Objective
Write the records out again exactly, leaving no images in.

Data listing:
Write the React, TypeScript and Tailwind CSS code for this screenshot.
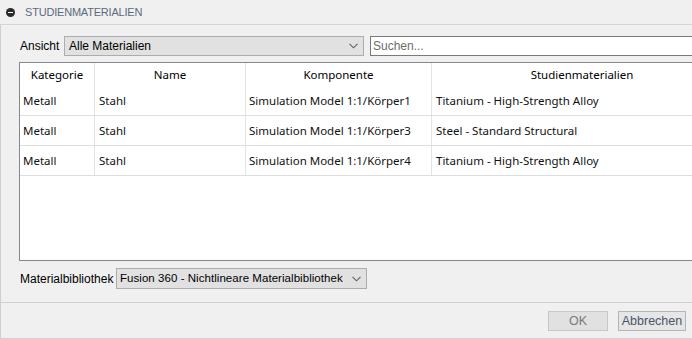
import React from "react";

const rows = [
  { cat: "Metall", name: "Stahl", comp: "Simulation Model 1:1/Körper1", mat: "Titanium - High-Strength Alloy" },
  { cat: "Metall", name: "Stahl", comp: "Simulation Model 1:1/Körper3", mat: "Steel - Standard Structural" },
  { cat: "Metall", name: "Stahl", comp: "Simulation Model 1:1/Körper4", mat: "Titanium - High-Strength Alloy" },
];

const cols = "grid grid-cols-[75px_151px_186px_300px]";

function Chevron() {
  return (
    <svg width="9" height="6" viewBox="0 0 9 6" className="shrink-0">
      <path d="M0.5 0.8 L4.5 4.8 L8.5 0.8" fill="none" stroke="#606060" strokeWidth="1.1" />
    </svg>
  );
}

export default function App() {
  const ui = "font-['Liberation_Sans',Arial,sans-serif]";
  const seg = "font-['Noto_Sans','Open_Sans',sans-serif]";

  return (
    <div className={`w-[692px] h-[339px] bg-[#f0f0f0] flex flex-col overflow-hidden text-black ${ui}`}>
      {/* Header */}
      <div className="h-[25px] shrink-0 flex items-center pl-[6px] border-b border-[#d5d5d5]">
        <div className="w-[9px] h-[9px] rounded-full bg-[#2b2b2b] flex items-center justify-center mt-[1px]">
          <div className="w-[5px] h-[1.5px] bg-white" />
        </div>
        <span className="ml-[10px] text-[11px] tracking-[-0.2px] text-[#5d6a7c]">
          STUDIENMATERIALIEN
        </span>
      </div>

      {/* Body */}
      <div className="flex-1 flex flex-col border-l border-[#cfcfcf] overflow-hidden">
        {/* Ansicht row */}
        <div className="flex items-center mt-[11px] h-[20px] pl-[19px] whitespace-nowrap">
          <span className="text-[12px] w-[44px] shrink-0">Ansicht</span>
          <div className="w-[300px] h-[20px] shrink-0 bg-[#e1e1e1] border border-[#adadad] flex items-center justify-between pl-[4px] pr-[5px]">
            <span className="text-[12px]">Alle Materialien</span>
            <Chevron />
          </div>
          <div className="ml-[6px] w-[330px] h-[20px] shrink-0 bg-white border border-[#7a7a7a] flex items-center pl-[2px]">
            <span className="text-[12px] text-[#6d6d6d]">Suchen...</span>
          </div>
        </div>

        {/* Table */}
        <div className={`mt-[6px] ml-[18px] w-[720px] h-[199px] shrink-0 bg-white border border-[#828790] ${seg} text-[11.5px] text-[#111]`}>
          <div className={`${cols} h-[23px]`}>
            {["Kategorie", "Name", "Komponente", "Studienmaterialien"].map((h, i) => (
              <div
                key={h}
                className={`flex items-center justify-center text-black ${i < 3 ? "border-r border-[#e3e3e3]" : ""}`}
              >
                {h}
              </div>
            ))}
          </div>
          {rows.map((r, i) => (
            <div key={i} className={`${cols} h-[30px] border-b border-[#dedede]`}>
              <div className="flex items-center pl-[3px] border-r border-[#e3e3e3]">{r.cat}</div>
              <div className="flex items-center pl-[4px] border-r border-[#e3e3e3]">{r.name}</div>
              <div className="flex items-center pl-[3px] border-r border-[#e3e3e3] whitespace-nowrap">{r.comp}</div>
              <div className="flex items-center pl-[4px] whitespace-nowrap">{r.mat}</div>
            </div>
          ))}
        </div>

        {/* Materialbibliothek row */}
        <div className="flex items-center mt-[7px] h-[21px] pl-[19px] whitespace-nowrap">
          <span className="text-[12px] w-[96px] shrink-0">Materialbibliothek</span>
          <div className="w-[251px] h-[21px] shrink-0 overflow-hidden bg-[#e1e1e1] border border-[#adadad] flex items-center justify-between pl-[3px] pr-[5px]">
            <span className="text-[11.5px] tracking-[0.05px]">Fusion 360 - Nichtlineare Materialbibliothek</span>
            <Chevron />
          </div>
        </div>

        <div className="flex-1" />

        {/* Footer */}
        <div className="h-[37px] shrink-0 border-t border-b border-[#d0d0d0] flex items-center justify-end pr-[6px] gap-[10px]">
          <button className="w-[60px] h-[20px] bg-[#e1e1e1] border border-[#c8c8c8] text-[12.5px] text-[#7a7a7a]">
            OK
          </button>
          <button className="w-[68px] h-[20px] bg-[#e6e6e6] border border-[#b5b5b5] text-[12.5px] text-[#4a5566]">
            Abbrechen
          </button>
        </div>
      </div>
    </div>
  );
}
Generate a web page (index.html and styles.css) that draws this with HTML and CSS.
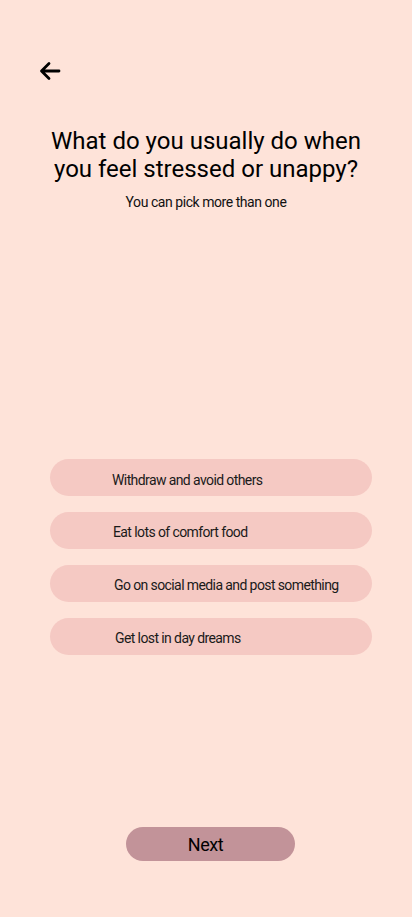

Output of the exercise
Write the React, TypeScript and Tailwind CSS code for this screenshot.
import React from "react";

const rows = [
  { cat: "Metall", name: "Stahl", comp: "Simulation Model 1:1/Körper1", mat: "Titanium - High-Strength Alloy" },
  { cat: "Metall", name: "Stahl", comp: "Simulation Model 1:1/Körper3", mat: "Steel - Standard Structural" },
  { cat: "Metall", name: "Stahl", comp: "Simulation Model 1:1/Körper4", mat: "Titanium - High-Strength Alloy" },
];

const cols = "grid grid-cols-[75px_151px_186px_300px]";

function Chevron() {
  return (
    <svg width="9" height="6" viewBox="0 0 9 6" className="shrink-0">
      <path d="M0.5 0.8 L4.5 4.8 L8.5 0.8" fill="none" stroke="#606060" strokeWidth="1.1" />
    </svg>
  );
}

export default function App() {
  const ui = "font-['Liberation_Sans',Arial,sans-serif]";
  const seg = "font-['Noto_Sans','Open_Sans',sans-serif]";

  return (
    <div className={`w-[692px] h-[339px] bg-[#f0f0f0] flex flex-col overflow-hidden text-black ${ui}`}>
      {/* Header */}
      <div className="h-[25px] shrink-0 flex items-center pl-[6px] border-b border-[#d5d5d5]">
        <div className="w-[9px] h-[9px] rounded-full bg-[#2b2b2b] flex items-center justify-center mt-[1px]">
          <div className="w-[5px] h-[1.5px] bg-white" />
        </div>
        <span className="ml-[10px] text-[11px] tracking-[-0.2px] text-[#5d6a7c]">
          STUDIENMATERIALIEN
        </span>
      </div>

      {/* Body */}
      <div className="flex-1 flex flex-col border-l border-[#cfcfcf] overflow-hidden">
        {/* Ansicht row */}
        <div className="flex items-center mt-[11px] h-[20px] pl-[19px] whitespace-nowrap">
          <span className="text-[12px] w-[44px] shrink-0">Ansicht</span>
          <div className="w-[300px] h-[20px] shrink-0 bg-[#e1e1e1] border border-[#adadad] flex items-center justify-between pl-[4px] pr-[5px]">
            <span className="text-[12px]">Alle Materialien</span>
            <Chevron />
          </div>
          <div className="ml-[6px] w-[330px] h-[20px] shrink-0 bg-white border border-[#7a7a7a] flex items-center pl-[2px]">
            <span className="text-[12px] text-[#6d6d6d]">Suchen...</span>
          </div>
        </div>

        {/* Table */}
        <div className={`mt-[6px] ml-[18px] w-[720px] h-[199px] shrink-0 bg-white border border-[#828790] ${seg} text-[11.5px] text-[#111]`}>
          <div className={`${cols} h-[23px]`}>
            {["Kategorie", "Name", "Komponente", "Studienmaterialien"].map((h, i) => (
              <div
                key={h}
                className={`flex items-center justify-center text-black ${i < 3 ? "border-r border-[#e3e3e3]" : ""}`}
              >
                {h}
              </div>
            ))}
          </div>
          {rows.map((r, i) => (
            <div key={i} className={`${cols} h-[30px] border-b border-[#dedede]`}>
              <div className="flex items-center pl-[3px] border-r border-[#e3e3e3]">{r.cat}</div>
              <div className="flex items-center pl-[4px] border-r border-[#e3e3e3]">{r.name}</div>
              <div className="flex items-center pl-[3px] border-r border-[#e3e3e3] whitespace-nowrap">{r.comp}</div>
              <div className="flex items-center pl-[4px] whitespace-nowrap">{r.mat}</div>
            </div>
          ))}
        </div>

        {/* Materialbibliothek row */}
        <div className="flex items-center mt-[7px] h-[21px] pl-[19px] whitespace-nowrap">
          <span className="text-[12px] w-[96px] shrink-0">Materialbibliothek</span>
          <div className="w-[251px] h-[21px] shrink-0 overflow-hidden bg-[#e1e1e1] border border-[#adadad] flex items-center justify-between pl-[3px] pr-[5px]">
            <span className="text-[11.5px] tracking-[0.05px]">Fusion 360 - Nichtlineare Materialbibliothek</span>
            <Chevron />
          </div>
        </div>

        <div className="flex-1" />

        {/* Footer */}
        <div className="h-[37px] shrink-0 border-t border-b border-[#d0d0d0] flex items-center justify-end pr-[6px] gap-[10px]">
          <button className="w-[60px] h-[20px] bg-[#e1e1e1] border border-[#c8c8c8] text-[12.5px] text-[#7a7a7a]">
            OK
          </button>
          <button className="w-[68px] h-[20px] bg-[#e6e6e6] border border-[#b5b5b5] text-[12.5px] text-[#4a5566]">
            Abbrechen
          </button>
        </div>
      </div>
    </div>
  );
}
Generate a web page (index.html and styles.css) that draws this with HTML and CSS.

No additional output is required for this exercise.